まだあと2年もあるけど、「長谷川等伯」展も見に行かなくっちゃなぁ、とこの本を読んで思いました。

正直、名前は聞いたことあるけど、等伯がどーゆー絵を描く人かよく知らなかった。

橋本さんによると、等伯の絵からは「ジャズが聞こえる」。

おおおおっっっっっ。

確かにこの『松林図屏風』はすごくかっこいい。お洒落というか、粋というか。

もともとは、この屏風は屏風ではなく「襖絵」として構想された可能性があるらしい。

こんな襖絵に囲まれた空間。想像するだけでわくわくする。

去年の「狩野永徳展」の時の記事で、「やっぱりガラスケースに展示されているより、襖絵は本当に襖として部屋にある方がいいな」などという生意気なことを書いたんだけれども、永徳にしても等伯にしても、安土桃山時代の「金碧障壁画」というものは、「とんでもなく巨大な幻想空間を作り出すものだった」と橋本さんが言ってくれている。

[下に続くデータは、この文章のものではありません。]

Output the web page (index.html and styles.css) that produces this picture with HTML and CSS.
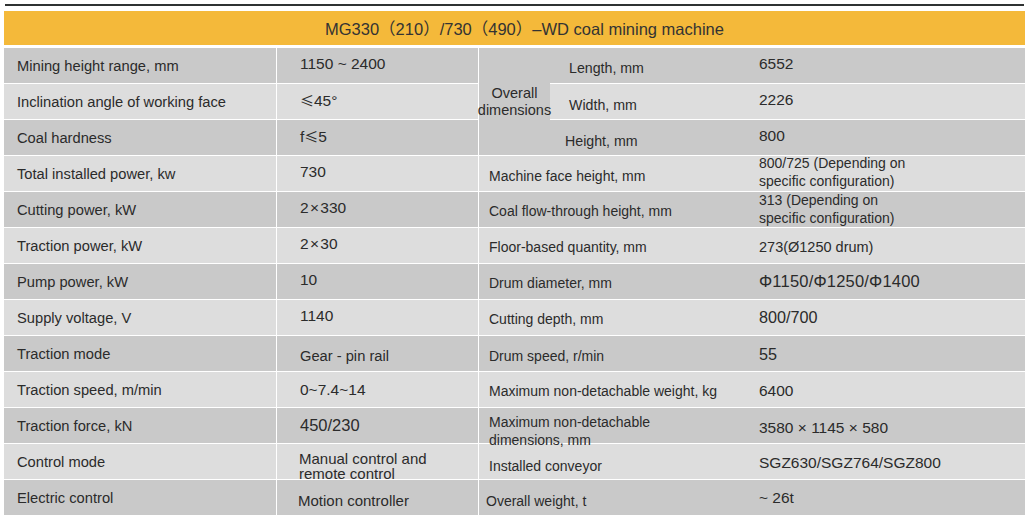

眺めて「お勉強する」ものではなくて、その空間に飛び込んで「感じる」ものだから、「私は安土桃山時代の障壁画が大好きだ」と。

わかるな、と思って嬉しい。


他にも、「泰西王侯騎馬図屏風」はすごくかっこいいし、「誰が袖屏風」はホントにセンスがいいし、安土桃山時代はやっぱり素敵だ。

大河ドラマが戦国時代に集中してしまうのも無理ないな、と思う。

武将達の活躍のみならず、その武将の生活を彩った絵師や職人達にもみなぎるセンスとパワーがあって、あの時代の躍動感というのは退屈な日本史(笑)の中でやっぱり特別なものがある。

この3巻の帯には「お金と芸の使い道は、安土桃山に聞け」というコピーが書かれてある。

そして3巻の最後の章で、橋本さんはこう書く。

「ああ、昔の日本人は、金があってもセンスがよかったんだ」と思うと、なんだか涙が出そうになる。

いや、まったく。

一体どうして、あのセンスと矜持はなくなってしまったんでしょうね。